On July 6, xAI‘s account on X changed its name to SpaceXAI and posted a video of the xAI logo folding into a new SpaceXAI logo. The rebrand had been expected since May, when Musk announced that xAI would be dissolved as a separate company and folded into SpaceX. “xAI will no longer exist as a separate company,” he said at the time. “It will become SpaceXAI, the AI products from SpaceX.”
The timing is not random. The rebrand follows SpaceX’s record-breaking IPO in June, which raised $75 billion at a valuation of roughly $1.77 trillion. The company now trades on the Nasdaq under SPCX, and its public filings have already signaled a strategic pivot: SpaceX is no longer just a rocket company. It‘s an AI infrastructure company that happens to launch rockets.

93% of the Addressable Market Is AI
SpaceX’s IPO prospectus revealed a number that should reframe how investors think about the company. The company claims a total addressable market of $28.5 trillion — of which $26.5 trillion is attributed to AI. Its traditional space business is valued at $370 billion, and Starlink at $1.6 trillion. AI is not just a side bet. It‘s 93% of the story.
The capital allocation confirms it. In 2025, SpaceX directed roughly 60% of its capital expenditures — about $20 billion — to its AI division. That’s more than three times what it spent on its space and connectivity segments, which include Starlink. The company‘s AI business is currently losing money — about $4.9 billion in 2025 on revenue of $18 billion — but the spending suggests SpaceX is willing to burn cash to build scale.
$2 Billion Per Month in Compute Rentals
The most immediate revenue from SpaceX’s AI division isn‘t coming from selling models. It’s coming from renting compute.
SpaceX has already signed two major AI infrastructure deals. Anthropic agreed to pay SpaceX $1.25 billion per month for access to compute at its Colossus data center in Memphis. Google is paying $920 million per month. Together, these two contracts generate more than $2 billion in monthly recurring revenue — before counting a single rocket launch.
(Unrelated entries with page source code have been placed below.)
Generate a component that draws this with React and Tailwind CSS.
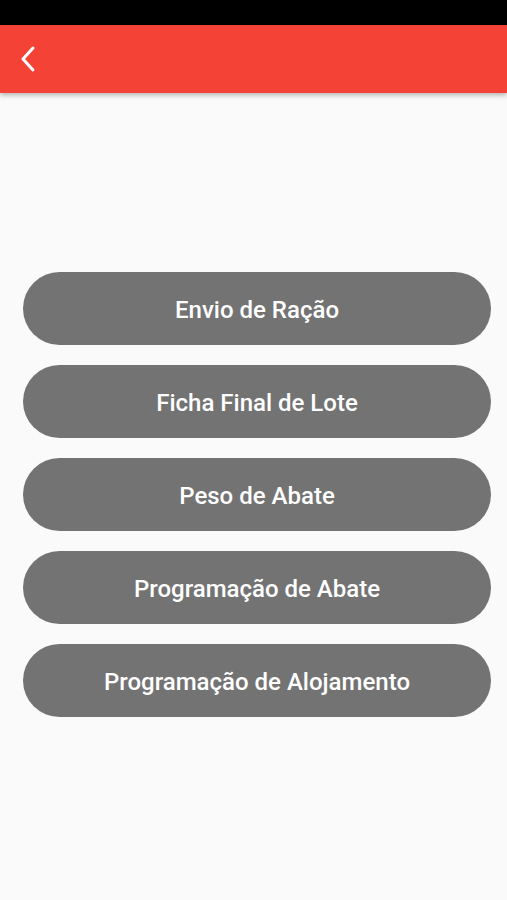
const items = [
  "Envio de Ração",
  "Ficha Final de Lote",
  "Peso de Abate",
  "Programação de Abate",
  "Programação de Alojamento",
];

export default function App() {
  return (
    <div className="flex h-[900px] w-full flex-col bg-[#fafafa]" style={{ fontFamily: "Roboto, sans-serif" }}>
      <div className="h-[25px] w-full bg-black" />
      <div className="relative z-10 flex h-[68px] w-full items-center bg-[#f44336] px-[18px] shadow-[0_2px_5px_rgba(0,0,0,0.3)]">
        <svg width="22" height="28" viewBox="0 0 22 28" fill="none">
          <path d="M15 3 L5 14 L15 25" stroke="white" strokeWidth="3" strokeLinecap="round" strokeLinejoin="round" />
        </svg>
      </div>
      <div className="flex flex-col gap-[20px] pl-[23px] pr-[16px] pt-[179px]">
        {items.map((label) => (
          <button
            key={label}
            className="flex h-[73px] w-full items-center justify-center rounded-full bg-[#737373] pt-[3px] text-[24px] font-medium text-white"
          >
            {label}
          </button>
        ))}
      </div>
    </div>
  );
}
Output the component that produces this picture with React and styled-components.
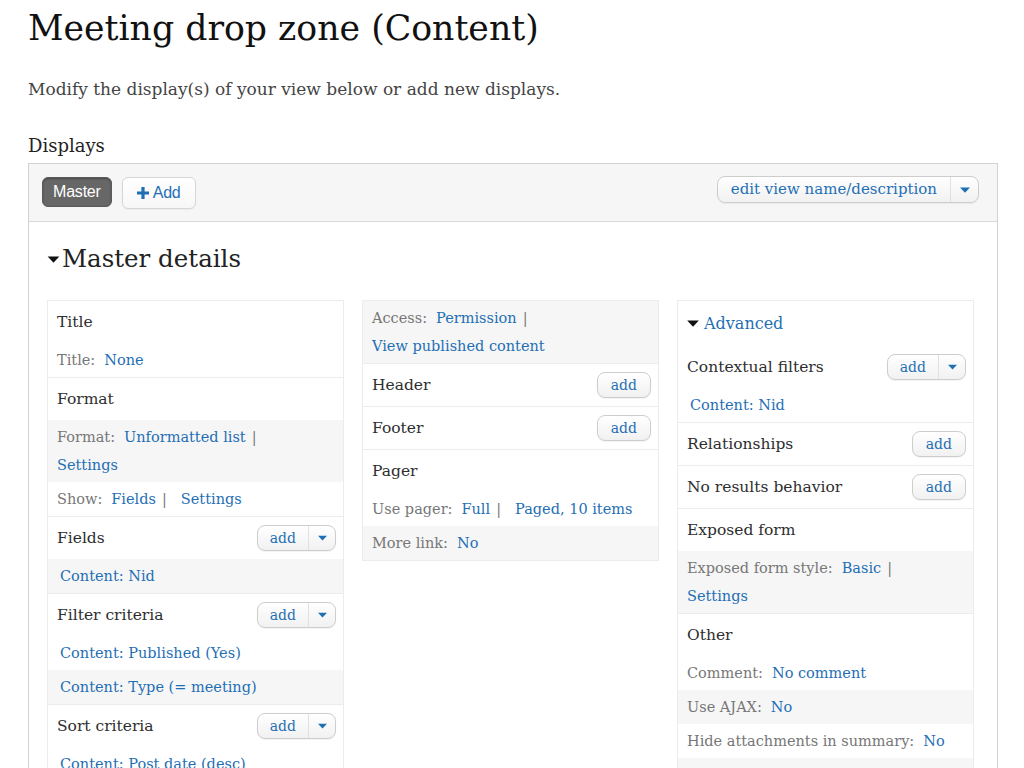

The Colossus data center was originally built to support xAI‘s Grok chatbot. After xAI’s internal progress slowed — all 11 of the original co-founders left, and the team is being rebuilt from the ground up — SpaceX began monetizing its compute capacity externally. The company is now a “neocloud” provider: a data center infrastructure supplier for paying clients, rather than strictly developing its own AI models.

Orbital Data Centers by 2028
The longer-term play is even more ambitious. SpaceX plans to deploy orbital AI compute satellites as early as 2028. The idea is to put data centers in space, powered by solar panels, using radiation cooling to replace water or air cooling systems required by ground data centers.
The company has already filed applications to launch up to 1 million satellites in orbit for this purpose. The strategic rationale is straightforward: compute demand is growing faster than ground-based data centers can expand, and orbital deployment sidesteps some of the physical constraints — power, cooling, land — that limit terrestrial AI infrastructure.
The IPO prospectus explicitly ties Musk‘s compensation to this goal. His share grant includes a performance condition tied to creating space-based data centers capable of delivering “100 terawatts of compute per year.” That’s not a vague aspiration. It‘s a contractual obligation.
P.S. The name is gone. The infrastructure isn’t. Musk isn‘t trying to beat Anthropic anymore. He’s trying to bill them. And he‘s already making more money from renting GPUs than from launching rockets. That’s not a pivot. That‘s a new business.